* **Given information**:
==============================

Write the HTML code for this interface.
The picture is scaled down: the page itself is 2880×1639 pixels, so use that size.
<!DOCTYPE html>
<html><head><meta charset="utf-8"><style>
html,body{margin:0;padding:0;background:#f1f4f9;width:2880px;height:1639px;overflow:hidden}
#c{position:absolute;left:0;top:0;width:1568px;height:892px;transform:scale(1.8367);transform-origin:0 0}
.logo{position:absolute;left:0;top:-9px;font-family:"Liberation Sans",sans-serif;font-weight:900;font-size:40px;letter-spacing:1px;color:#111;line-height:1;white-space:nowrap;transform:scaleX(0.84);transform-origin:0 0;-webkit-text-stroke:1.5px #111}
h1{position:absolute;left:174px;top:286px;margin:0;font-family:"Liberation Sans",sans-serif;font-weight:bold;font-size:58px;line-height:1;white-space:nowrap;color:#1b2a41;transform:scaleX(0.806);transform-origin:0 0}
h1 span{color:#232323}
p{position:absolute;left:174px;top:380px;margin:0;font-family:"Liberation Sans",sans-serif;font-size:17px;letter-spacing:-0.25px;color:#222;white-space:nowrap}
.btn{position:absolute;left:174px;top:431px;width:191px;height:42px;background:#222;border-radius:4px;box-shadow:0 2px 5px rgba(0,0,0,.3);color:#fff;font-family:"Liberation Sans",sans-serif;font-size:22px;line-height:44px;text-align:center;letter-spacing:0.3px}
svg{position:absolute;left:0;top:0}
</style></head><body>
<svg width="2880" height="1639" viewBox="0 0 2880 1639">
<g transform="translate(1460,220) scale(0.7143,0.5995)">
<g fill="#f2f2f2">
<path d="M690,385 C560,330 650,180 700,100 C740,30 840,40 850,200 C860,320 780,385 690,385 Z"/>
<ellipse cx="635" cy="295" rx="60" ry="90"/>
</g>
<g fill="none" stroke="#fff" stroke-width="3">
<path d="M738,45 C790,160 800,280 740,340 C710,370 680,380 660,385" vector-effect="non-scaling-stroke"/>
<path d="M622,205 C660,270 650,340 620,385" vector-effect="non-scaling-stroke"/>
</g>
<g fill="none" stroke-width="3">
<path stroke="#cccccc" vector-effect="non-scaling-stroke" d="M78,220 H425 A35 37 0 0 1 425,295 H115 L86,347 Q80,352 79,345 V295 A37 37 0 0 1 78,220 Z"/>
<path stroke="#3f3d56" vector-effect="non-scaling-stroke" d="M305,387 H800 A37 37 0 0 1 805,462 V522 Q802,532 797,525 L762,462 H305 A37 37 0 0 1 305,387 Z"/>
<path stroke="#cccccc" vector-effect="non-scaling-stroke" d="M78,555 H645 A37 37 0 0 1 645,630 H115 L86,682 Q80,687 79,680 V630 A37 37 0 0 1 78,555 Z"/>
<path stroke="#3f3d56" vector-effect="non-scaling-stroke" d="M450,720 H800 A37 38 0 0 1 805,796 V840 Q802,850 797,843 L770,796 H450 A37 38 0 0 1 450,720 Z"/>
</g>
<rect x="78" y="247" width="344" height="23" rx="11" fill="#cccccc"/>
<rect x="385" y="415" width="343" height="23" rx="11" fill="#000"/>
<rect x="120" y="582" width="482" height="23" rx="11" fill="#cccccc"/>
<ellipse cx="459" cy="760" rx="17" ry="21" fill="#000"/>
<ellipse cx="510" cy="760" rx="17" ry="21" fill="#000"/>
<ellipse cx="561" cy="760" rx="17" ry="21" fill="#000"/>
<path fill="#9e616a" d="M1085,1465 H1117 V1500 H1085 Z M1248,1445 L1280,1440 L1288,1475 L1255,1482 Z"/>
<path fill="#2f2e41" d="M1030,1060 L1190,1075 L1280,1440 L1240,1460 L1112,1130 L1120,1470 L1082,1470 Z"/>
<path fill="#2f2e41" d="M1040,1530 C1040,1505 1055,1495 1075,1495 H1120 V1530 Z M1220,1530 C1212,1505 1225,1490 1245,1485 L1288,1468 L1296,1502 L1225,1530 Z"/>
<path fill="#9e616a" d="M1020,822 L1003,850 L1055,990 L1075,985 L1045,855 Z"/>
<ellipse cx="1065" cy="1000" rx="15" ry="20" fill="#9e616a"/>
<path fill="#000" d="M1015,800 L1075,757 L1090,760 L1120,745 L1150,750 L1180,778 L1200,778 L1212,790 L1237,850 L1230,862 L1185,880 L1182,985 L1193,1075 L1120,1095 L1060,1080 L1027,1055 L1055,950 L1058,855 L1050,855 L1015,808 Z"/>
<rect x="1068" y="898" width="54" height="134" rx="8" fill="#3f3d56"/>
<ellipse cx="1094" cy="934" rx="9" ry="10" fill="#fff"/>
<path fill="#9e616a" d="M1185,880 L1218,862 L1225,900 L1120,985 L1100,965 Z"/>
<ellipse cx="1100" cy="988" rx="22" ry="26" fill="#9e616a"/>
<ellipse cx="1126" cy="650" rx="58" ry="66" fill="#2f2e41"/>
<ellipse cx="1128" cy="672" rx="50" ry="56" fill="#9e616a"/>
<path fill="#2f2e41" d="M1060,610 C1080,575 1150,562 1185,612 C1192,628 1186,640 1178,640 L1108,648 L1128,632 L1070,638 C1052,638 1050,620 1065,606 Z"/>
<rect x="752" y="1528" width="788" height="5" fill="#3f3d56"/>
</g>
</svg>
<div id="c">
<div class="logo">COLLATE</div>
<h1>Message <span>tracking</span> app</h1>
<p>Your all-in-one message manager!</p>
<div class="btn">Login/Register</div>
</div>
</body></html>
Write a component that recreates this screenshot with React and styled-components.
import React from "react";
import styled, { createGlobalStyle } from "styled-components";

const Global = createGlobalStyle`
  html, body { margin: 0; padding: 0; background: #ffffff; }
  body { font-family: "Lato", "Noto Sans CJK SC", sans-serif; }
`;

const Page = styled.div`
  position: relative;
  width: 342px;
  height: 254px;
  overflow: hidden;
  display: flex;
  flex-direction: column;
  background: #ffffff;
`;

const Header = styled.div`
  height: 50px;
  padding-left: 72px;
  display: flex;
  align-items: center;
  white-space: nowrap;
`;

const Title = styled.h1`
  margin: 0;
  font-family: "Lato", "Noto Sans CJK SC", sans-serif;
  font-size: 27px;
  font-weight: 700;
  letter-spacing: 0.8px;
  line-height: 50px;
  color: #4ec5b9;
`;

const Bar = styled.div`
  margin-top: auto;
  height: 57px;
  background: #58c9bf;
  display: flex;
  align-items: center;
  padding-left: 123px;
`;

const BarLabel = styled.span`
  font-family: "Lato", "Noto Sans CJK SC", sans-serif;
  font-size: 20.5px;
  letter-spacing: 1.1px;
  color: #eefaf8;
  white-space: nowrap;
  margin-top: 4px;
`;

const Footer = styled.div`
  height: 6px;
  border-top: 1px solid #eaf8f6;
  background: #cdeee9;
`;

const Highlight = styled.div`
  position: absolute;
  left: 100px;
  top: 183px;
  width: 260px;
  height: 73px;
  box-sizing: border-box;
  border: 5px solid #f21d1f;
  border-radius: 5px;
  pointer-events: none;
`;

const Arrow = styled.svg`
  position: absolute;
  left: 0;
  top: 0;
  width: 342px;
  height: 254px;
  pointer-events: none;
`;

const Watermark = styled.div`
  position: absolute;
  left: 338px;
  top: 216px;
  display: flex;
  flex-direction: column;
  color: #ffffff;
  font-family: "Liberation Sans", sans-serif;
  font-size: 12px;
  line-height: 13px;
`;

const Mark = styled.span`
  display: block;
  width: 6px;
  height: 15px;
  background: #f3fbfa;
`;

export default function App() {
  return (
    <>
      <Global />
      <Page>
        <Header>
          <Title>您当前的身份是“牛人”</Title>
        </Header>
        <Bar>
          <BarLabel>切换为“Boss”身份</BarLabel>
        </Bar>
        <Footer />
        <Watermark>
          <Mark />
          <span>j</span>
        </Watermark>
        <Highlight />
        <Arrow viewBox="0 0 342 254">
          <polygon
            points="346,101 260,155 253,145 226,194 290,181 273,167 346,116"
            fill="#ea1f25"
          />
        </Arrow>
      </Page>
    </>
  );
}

==============================

* **Work required**: In the records above, locate each line with the word "this". Copy all such lines.

* **The solution**:
Write the HTML code for this interface.
Write a component that recreates this screenshot with React and styled-components.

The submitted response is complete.